Report every line from the material that contains the word "this".

[start Rows]

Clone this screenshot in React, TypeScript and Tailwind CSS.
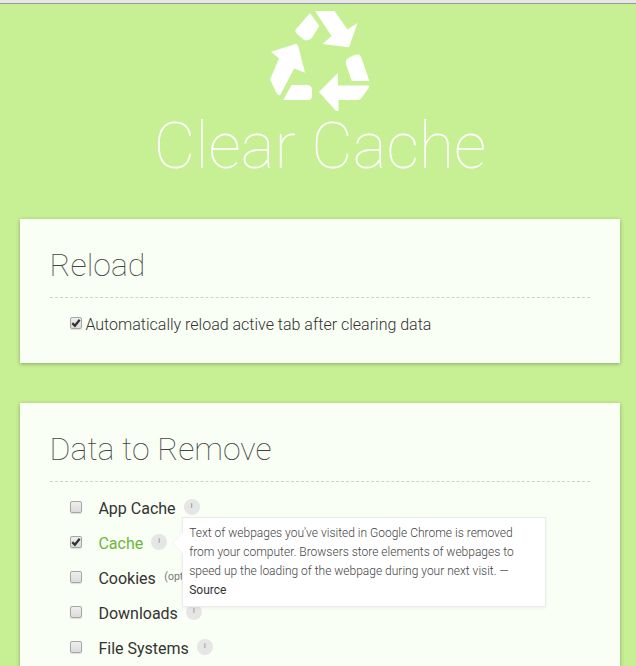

[end Rows]
[start Rows]

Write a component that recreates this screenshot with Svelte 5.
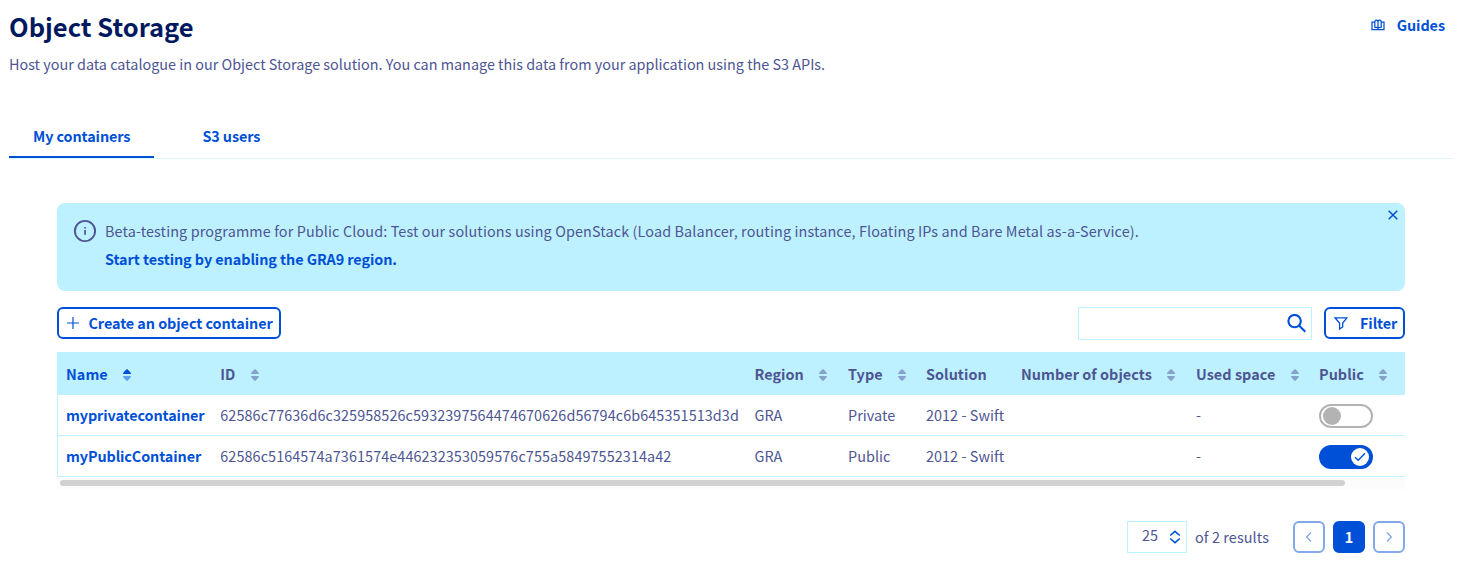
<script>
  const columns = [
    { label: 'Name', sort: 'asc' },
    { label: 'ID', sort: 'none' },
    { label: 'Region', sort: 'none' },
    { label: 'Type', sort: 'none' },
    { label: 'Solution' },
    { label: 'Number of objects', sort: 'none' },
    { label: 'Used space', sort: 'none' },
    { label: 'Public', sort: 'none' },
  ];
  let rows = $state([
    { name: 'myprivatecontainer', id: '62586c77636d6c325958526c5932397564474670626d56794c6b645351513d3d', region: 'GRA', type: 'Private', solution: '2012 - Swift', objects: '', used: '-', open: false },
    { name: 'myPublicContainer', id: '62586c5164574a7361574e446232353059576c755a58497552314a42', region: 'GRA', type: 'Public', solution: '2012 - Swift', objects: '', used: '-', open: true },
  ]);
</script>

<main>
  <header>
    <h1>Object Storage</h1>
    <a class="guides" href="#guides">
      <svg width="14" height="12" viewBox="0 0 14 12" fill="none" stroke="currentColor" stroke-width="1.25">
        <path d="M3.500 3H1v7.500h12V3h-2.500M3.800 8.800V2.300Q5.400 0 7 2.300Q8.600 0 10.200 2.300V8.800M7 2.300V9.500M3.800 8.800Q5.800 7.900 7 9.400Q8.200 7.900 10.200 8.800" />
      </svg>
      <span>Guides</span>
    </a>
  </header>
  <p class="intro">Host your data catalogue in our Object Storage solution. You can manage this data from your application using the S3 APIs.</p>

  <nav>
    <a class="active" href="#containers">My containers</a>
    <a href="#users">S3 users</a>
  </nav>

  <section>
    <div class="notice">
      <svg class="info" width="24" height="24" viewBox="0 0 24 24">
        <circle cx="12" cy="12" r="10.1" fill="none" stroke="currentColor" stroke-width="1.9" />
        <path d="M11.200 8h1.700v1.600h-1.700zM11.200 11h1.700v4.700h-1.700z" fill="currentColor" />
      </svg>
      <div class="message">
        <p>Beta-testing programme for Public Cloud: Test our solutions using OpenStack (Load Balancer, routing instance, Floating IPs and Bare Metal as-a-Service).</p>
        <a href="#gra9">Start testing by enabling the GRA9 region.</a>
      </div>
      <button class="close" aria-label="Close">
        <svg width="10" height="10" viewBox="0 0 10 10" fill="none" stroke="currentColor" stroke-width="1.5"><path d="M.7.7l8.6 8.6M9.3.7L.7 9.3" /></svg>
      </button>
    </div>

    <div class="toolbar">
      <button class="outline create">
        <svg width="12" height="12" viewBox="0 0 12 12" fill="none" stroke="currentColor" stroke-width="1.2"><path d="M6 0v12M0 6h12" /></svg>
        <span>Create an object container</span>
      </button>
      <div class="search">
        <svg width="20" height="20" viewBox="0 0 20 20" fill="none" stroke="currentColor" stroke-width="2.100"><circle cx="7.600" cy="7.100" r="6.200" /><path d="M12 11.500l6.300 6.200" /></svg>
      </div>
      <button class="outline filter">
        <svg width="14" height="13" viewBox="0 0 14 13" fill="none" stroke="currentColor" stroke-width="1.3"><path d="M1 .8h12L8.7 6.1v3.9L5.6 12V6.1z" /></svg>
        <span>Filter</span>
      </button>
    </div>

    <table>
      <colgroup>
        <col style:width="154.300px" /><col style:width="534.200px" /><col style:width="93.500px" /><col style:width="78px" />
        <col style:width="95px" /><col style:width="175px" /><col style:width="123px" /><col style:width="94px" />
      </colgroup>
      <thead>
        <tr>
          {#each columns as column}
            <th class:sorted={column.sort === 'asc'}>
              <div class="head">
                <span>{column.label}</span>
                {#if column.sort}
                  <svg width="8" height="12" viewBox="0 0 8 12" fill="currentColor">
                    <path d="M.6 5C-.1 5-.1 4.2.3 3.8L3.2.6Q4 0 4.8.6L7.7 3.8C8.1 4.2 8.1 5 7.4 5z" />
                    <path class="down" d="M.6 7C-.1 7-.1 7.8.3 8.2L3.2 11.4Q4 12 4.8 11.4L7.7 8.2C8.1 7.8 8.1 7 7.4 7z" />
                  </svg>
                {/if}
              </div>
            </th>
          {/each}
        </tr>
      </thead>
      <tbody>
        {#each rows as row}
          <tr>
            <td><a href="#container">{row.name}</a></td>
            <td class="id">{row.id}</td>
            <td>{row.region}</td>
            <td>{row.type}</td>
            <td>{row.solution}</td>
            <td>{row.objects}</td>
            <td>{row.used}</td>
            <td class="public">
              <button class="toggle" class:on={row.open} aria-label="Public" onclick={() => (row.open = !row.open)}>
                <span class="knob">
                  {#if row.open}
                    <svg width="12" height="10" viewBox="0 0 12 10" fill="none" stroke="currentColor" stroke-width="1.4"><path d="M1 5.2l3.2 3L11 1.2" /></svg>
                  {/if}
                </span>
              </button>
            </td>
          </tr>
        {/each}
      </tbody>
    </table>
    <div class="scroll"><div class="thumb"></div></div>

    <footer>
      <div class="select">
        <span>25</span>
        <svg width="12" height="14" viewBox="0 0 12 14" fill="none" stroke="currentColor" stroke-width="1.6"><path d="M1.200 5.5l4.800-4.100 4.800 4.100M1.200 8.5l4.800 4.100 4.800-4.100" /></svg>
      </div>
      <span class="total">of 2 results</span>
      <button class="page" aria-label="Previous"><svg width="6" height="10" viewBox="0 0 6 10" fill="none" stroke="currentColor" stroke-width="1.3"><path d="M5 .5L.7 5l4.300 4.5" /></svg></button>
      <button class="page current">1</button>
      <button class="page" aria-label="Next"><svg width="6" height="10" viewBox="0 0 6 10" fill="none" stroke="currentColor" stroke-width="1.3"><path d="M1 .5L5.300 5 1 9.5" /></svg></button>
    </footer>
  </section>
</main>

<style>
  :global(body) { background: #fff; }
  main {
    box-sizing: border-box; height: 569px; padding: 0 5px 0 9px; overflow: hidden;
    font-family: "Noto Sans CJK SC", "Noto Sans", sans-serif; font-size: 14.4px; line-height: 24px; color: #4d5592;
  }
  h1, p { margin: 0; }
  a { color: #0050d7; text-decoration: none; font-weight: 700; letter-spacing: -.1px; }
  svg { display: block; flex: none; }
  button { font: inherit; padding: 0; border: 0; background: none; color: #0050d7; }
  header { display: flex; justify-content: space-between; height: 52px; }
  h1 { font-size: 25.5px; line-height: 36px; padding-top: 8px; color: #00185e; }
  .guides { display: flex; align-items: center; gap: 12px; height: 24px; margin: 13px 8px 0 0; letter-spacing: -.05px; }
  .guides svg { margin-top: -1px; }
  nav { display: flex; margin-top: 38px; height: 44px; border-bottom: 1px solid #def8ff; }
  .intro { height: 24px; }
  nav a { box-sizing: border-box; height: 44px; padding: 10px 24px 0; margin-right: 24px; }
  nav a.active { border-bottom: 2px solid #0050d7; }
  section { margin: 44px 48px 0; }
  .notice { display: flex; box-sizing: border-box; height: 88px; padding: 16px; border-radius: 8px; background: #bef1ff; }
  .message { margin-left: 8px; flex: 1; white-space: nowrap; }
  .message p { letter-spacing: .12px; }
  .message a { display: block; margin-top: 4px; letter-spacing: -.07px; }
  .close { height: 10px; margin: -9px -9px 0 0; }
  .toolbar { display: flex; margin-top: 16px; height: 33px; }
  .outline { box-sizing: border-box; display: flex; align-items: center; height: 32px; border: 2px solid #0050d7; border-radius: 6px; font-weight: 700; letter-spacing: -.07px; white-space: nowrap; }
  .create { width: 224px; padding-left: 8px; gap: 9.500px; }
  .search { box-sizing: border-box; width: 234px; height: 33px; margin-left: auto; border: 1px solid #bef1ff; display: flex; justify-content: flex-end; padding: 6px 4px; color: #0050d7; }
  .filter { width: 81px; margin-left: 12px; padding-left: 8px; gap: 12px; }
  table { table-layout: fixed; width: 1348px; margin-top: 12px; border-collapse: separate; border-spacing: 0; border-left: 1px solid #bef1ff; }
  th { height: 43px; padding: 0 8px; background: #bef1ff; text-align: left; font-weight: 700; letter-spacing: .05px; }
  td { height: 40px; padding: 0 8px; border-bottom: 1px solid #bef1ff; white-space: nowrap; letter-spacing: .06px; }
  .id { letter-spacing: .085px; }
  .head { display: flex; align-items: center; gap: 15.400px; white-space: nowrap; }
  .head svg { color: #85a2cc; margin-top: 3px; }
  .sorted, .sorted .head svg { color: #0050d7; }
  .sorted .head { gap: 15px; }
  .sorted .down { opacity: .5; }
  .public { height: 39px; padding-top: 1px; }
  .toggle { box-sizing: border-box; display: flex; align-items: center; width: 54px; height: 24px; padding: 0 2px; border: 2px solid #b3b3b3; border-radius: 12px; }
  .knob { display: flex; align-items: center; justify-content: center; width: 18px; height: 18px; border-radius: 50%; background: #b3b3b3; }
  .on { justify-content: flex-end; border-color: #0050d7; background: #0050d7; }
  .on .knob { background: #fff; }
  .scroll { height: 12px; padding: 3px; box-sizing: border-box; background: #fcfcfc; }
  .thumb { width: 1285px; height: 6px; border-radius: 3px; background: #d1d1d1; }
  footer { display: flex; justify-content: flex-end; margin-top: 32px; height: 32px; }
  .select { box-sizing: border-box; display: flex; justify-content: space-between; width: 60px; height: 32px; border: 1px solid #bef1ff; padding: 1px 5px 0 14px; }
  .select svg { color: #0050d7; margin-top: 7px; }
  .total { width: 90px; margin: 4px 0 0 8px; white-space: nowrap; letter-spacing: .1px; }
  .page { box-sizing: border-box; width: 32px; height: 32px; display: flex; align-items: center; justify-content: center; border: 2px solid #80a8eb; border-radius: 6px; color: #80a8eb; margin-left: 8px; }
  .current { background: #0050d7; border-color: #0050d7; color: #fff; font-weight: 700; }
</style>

[end Rows]

## Full answer
Clone this screenshot in React, TypeScript and Tailwind CSS.
Write a component that recreates this screenshot with Svelte 5.
  <p class="intro">Host your data catalogue in our Object Storage solution. You can manage this data from your application using the S3 APIs.</p>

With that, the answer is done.